Anyone walking into the press conference at that instant could've mistaken it for a Saturday laughter club. Several Instagram reels were being readied right there. Social media was shortly going to explode with funny memes. As the laughter subsided, people tried to coax Dravid into saying the word. He was mischievously asked if he meant "exuberant".
"No, not exuberant," he laughed again. "Four letters, starts with S... It's okay. Anyway, the point I am trying to make is that we might not look glamorous, but in terms of productivity, we are producing the results. And that's all that matters."
Navigating a tough spell with the bat, or a barrage of questions from journalists? Rahul Dravid has it covered•Peter Della Penna
Hmm, a more starry feel to the Pakistani attack? Perhaps... He's done now, you thought. Wrong. There was plenty more to come.
"Yesterday, we saw you and Virat Kohli having a long chat at practice. What were you discussing with him?" he was asked next. If Dravid was taken aback by the brazenness of the question, he didn't show it. Instead, he expertly clipped it off his pads to the boundary with dry humour.
"We might not look glamorous, but in terms of productivity, we are producing the results. And that's all that matters."
Rahul Dravid when asked if Pakistan's bowlers were better than India's in their previous meeting
"It will take a long time [to explain] here," he said, half-jokingly. "[But] what conversations happen between a player and a coach is not something I'm going to come here and reveal in the media. That's obvious, clear no coach will do that."

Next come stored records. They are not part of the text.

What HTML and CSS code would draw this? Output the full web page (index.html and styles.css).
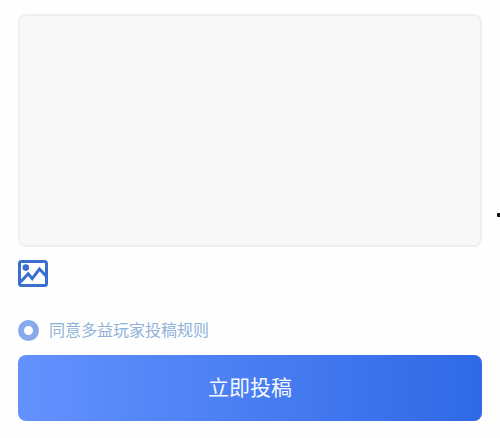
FILE: index.html
```
<!DOCTYPE html>
<html lang="zh-CN">
<head>
  <meta charset="UTF-8">
  <meta name="viewport" content="width=device-width, initial-scale=1.0">
  <title>投稿</title>
  <link rel="stylesheet" href="styles.css">
</head>
<body>
  <form class="post-form">
    <textarea class="content" aria-label="投稿内容"></textarea>

    <button type="button" class="upload" aria-label="上传图片">
      <svg viewBox="0 0 30 27" width="30" height="27" fill="none" stroke="#3a6fd0" stroke-width="3">
        <rect x="1.5" y="1.5" width="27" height="24" rx="2"/>
        <circle cx="7.8" cy="7.6" r="3.3" fill="#3a6fd0" stroke="none"/>
        <path d="M2 22.5 L10.2 13.8 L14.2 18.6 L21.5 9 L28.5 16.5"/>
      </svg>
    </button>

    <label class="agree" for="agree">
      <input type="radio" id="agree" name="agree" checked>
      <span>同意多益玩家投稿规则</span>
    </label>

    <button type="submit" class="submit">立即投稿</button>
  </form>

  <span class="edge-dot"></span>
</body>
</html>
```
FILE: styles.css
```
* {
  box-sizing: border-box;
}

body {
  position: relative;
  margin: 0;
  background-color: #fefefe;
  font-family: "Liberation Sans", "Noto Sans CJK SC", sans-serif;
  overflow-x: hidden;
}

.post-form {
  display: flex;
  flex-direction: column;
  align-items: flex-start;
  padding: 14px 18px 16px;
}

.content {
  width: 100%;
  height: 233px;
  padding: 12px;
  border: 2px solid #efefef;
  border-radius: 8px;
  background-color: #f8f8f8;
  font: inherit;
  resize: none;
  outline: none;
}

.upload {
  display: flex;
  margin-top: 13px;
  padding: 0;
  border: none;
  background: none;
  cursor: pointer;
}

.agree {
  display: flex;
  align-items: center;
  gap: 10px;
  margin-top: 33px;
  color: #8fb2d8;
  font-size: 16px;
  line-height: 21px;
  cursor: pointer;
}

/* Ring with a white centre */
.agree input {
  appearance: none;
  width: 21px;
  height: 21px;
  margin: 0;
  border: 6px solid #86aaec;
  border-radius: 50%;
  background-color: #fff;
}

.submit {
  width: 100%;
  height: 66px;
  margin-top: 14px;
  padding: 0 0 4px;
  border: none;
  border-radius: 8px;
  background: linear-gradient(to right, #6492ff, #2f69e5);
  color: #f4f8ff;
  font-family: inherit;
  font-size: 21px;
  cursor: pointer;
}

.edge-dot {
  position: absolute;
  top: 213px;
  right: 0;
  width: 3px;
  height: 4px;
  border-radius: 1px 0 0 1px;
  background-color: #111;
}
```
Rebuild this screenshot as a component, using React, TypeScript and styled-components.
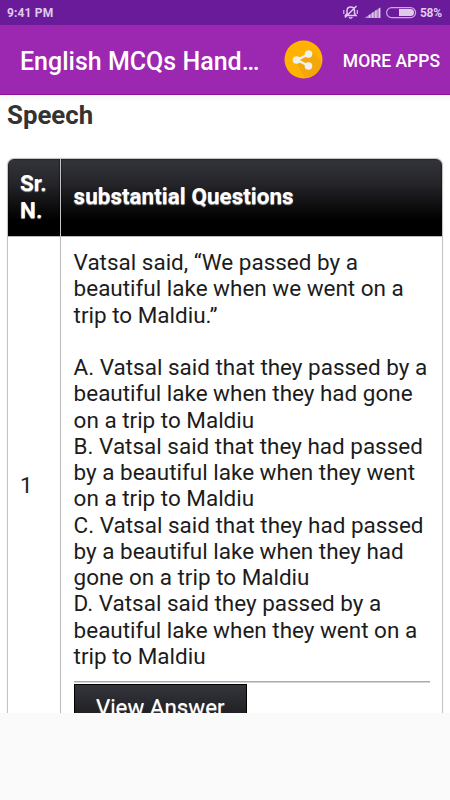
import React from 'react';
import styled, { createGlobalStyle } from 'styled-components';

const GlobalStyle = createGlobalStyle`
  * { box-sizing: border-box; }
  body { margin: 0; background: #fafafa; font-family: Roboto, sans-serif; }
`;

const Screen = styled.div`
  width: 450px;
  height: 800px;
  overflow: hidden;
  display: flex;
  flex-direction: column;
  background: #fafafa;
`;

const StatusBar = styled.header`
  height: 25px;
  flex: none;
  display: flex;
  align-items: center;
  padding: 0 8px 0 7px;
  background: #6a1b9a;
  color: #dfcbe9;
  font-size: 12px;
  font-weight: 700;
`;

const Clock = styled.time`
  flex: 1;
  letter-spacing: 0.15px;
`;

const StatusIcons = styled.svg`
  width: 76px;
  height: 25px;
  flex: none;
`;

const BatteryLevel = styled.span`
  width: 22px;
  margin-left: 2px;
  letter-spacing: -0.3px;
`;

const Toolbar = styled.div`
  height: 70px;
  flex: none;
  display: flex;
  align-items: center;
  padding: 0 10px 0 20px;
  background: #9c27b0;
  border-bottom: 1px solid #8e0d9f;
  color: #fff;
`;

const AppTitle = styled.h1`
  margin: 4px 0 0;
  width: 264px;
  font-size: 25px;
  line-height: 32px;
  font-weight: 500;
  white-space: nowrap;
`;

const ToolbarButton = styled.button`
  padding: 0;
  border: 0;
  background: none;
  color: #fff;
  font: 500 17.5px/24px Roboto, sans-serif;
  white-space: nowrap;
  margin-top: 2px;
`;

const ShareButton = styled(ToolbarButton)`
  width: 39px;
  height: 39px;
  flex: none;
  margin-top: 0;
  margin-right: 20px;
  svg { display: block; }
`;

const WebPage = styled.main`
  height: 618px;
  flex: none;
  overflow: hidden;
  padding: 0 7px;
  background: #fff;
  border-top: 5px solid #fafafa;
`;

const Heading = styled.h2`
  margin: 0;
  height: 58px;
  color: #333;
  font-size: 25.8px;
  line-height: 30px;
  font-weight: 700;
`;

const QuestionTable = styled.section`
  width: 436px;
  height: 600px;
  border: 1px solid #c4c4c4;
  border-radius: 7px 7px 0 0;
  box-shadow: 0 0 1px #bbb;
  overflow: hidden;
`;

const Row = styled.div<{ $head?: boolean }>`
  display: grid;
  grid-template-columns: 52px 1fr;
  height: ${(p) => (p.$head ? '78px' : '560px')};
  border-bottom: 1px solid #bbb;
  background: ${(p) =>
    p.$head ? 'linear-gradient(#34353c 0%, #232328 34%, #0d0d0e 62%, #000 80%)' : '#fff'};
`;

const HeaderCell = styled.div`
  display: flex;
  align-items: center;
  padding: 0 0 2px 12px;
  color: #fff;
  font-size: 22.5px;
  line-height: 26.27px;
  font-weight: 700;
  text-shadow: 0 1px 1px #aaa;
  box-shadow: inset 0 0 2px #000;
  & + & { border-left: 1px solid #c4c4c4; padding-left: 12.6px; }
`;

const NumberCell = styled.div`
  padding: 235px 0 0 12px;
  color: #222;
  font-size: 22.4px;
  line-height: 26px;
`;

const QuestionCell = styled.div`
  padding: 12px 12px 0 12.6px;
  border-left: 1px solid #bbb;
`;

const TextBlock = styled.p`
  margin: 0 0 26.27px;
  color: #1c1c1c;
  font-size: 22.48px;
  line-height: 26.27px;
  & + & { margin-bottom: 0; }
`;

const Line = styled.span`
  display: block;
  white-space: nowrap;
`;

const Divider = styled.hr`
  height: 2px;
  margin: 12px 0 1px;
  border: 0;
  border-top: 1px solid #aaa;
  background: #d4d4d4;
`;

const AnswerButton = styled.button`
  display: block;
  width: 173.4px;
  height: 50px;
  padding: 0 0 4px;
  border: 1px solid #000;
  background: linear-gradient(#34353c, #202024 60%, #000);
  color: #fff;
  font: 400 22.4px/44px Roboto, sans-serif;
  text-shadow: 0 1px 1px #aaa;
`;

const question = [
  'Vatsal said, “We passed by a',
  'beautiful lake when we went on a',
  'trip to Maldiu.”',
];

const options = [
  'A. Vatsal said that they passed by a',
  'beautiful lake when they had gone',
  'on a trip to Maldiu',
  'B. Vatsal said that they had passed',
  'by a beautiful lake when they went',
  'on a trip to Maldiu',
  'C. Vatsal said that they had passed',
  'by a beautiful lake when they had',
  'gone on a trip to Maldiu',
  'D. Vatsal said they passed by a',
  'beautiful lake when they went on a',
  'trip to Maldiu',
];

const Lines = ({ text }: { text: string[] }) => (
  <TextBlock>
    {text.map((line, i) => <Line key={i}>{line}</Line>)}
  </TextBlock>
);

const DeviceStatus = () => (
  <StatusIcons viewBox="0 0 76 25" fill="none">
    <g stroke="#dfcbe9" strokeWidth="1.5">
      <path d="M3.500 15.500 5 13.500V10.500Q5.300 7 8.700 7Q12.200 7 12.500 10.500V13.500L14 15.500ZM7 17.200Q8.700 19 10.400 17.200M3 17.500 14.500 6" />
      <path d="M1.800 10V14M15.300 10V14" strokeWidth="1.100" />
    </g>
    <path d="M22.500 18 38.500 7.300V18Z" fill="#b28bc9" />
    <path d="M27.500 18v-3.300M30.700 18v-5.400M33.900 18V10.400M37.500 18V8.200" stroke="#e2d0ec" strokeWidth="1.300" />
    <rect x="44.600" y="7.600" width="29" height="10" rx="5" stroke="#c8addb" strokeWidth="1.200" />
    <path d="M57 9h11.500q3.500 0 3.500 3.500T68.500 16H57Z" fill="#dfcbe9" />
  </StatusIcons>
);

const ShareIcon = () => (
  <svg width="39" height="39" viewBox="0 0 39 39">
    <circle cx="19.500" cy="19.500" r="19" fill="#ffb300" />
    <path d="m27 12 10.500 9.500C36.500 30 30 38 21 38.300L12 22Z" fill="#f4a70b" />
    <path d="M24 14.500 13 20l11 5.500" fill="none" stroke="#f1f1f1" strokeWidth="2.500" />
    <g fill="#f1f1f1">
      <circle cx="24.500" cy="14" r="3.800" />
      <circle cx="12.500" cy="20" r="3.800" />
      <circle cx="24.500" cy="26" r="3.800" />
    </g>
  </svg>
);

export default function App() {
  return (
    <Screen>
      <GlobalStyle />
      <StatusBar>
        <Clock>9:41 PM</Clock>
        <DeviceStatus />
        <BatteryLevel>58%</BatteryLevel>
      </StatusBar>
      <Toolbar>
        <AppTitle>English MCQs Hand…</AppTitle>
        <ShareButton aria-label="Share"><ShareIcon /></ShareButton>
        <ToolbarButton>MORE APPS</ToolbarButton>
      </Toolbar>
      <WebPage>
        <Heading>Speech</Heading>
        <QuestionTable>
          <Row $head>
            <HeaderCell>Sr.<br />N.</HeaderCell>
            <HeaderCell>substantial Questions</HeaderCell>
          </Row>
          <Row>
            <NumberCell>1</NumberCell>
            <QuestionCell>
              <Lines text={question} />
              <Lines text={options} />
              <Divider />
              <AnswerButton>View Answer</AnswerButton>
            </QuestionCell>
          </Row>
        </QuestionTable>
      </WebPage>
    </Screen>
  );
}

And then he switched to Hindi.
"Yeh bhi baat karte hain ki Dubai mein khaane-waane cheez kidar ache milte hain, ache restaurants kidhar hain yahan. Uske paas bahut advice hain, woh advice kar rahe hain idhar jao udhar jao!" (We also talk about where to eat in Dubai, which are the good restaurants. He has lots of advice, he says do this, go there!)
Cue in more laughter. Also cue in the inevitable question about experimenting ahead of the World Cup. Roughly a fifth variation of things touched upon earlier, but Dravid held his poise.
"I'm not really experimenting. I don't really know why people feel we're experimenting. If people get injured, I have to try out other guys, no?" he asked. "We're not actively going out and looking at this as some kind of experiment."
When Dravid answers in Hindi, there's a bit of shuddhta to his sentences, a pure and polished version of the language, slightly different to the colloquial form commonly spoken. He introduced Indian cricket audiences to "vishesh tippani" (expert opinion) during his playing days. On Saturday, he added dayitva to the dictionary. He was speaking of his dayitva (responsibility) as coach to communicate clearly with his players on selection matters.
Then towards the end of the interaction, it was almost as if Dravid was anticipating the final question arriving in his mother tongue, Marathi. When the question came, from a scribe he'd known for years, he offered a sheepish smile. He paused, probably wondering whether to answer in Marathi, but eventually began in English and then switched to Hindi.
As he finished, he picked up his backpack, took a deep breath, and rushed off to the nets. The media session was over and gigabytes of footage soon exchanged hands and flew over cloud spaces. Dravid, meanwhile, was back to giving his reserve players some vishesh tippani at the nets.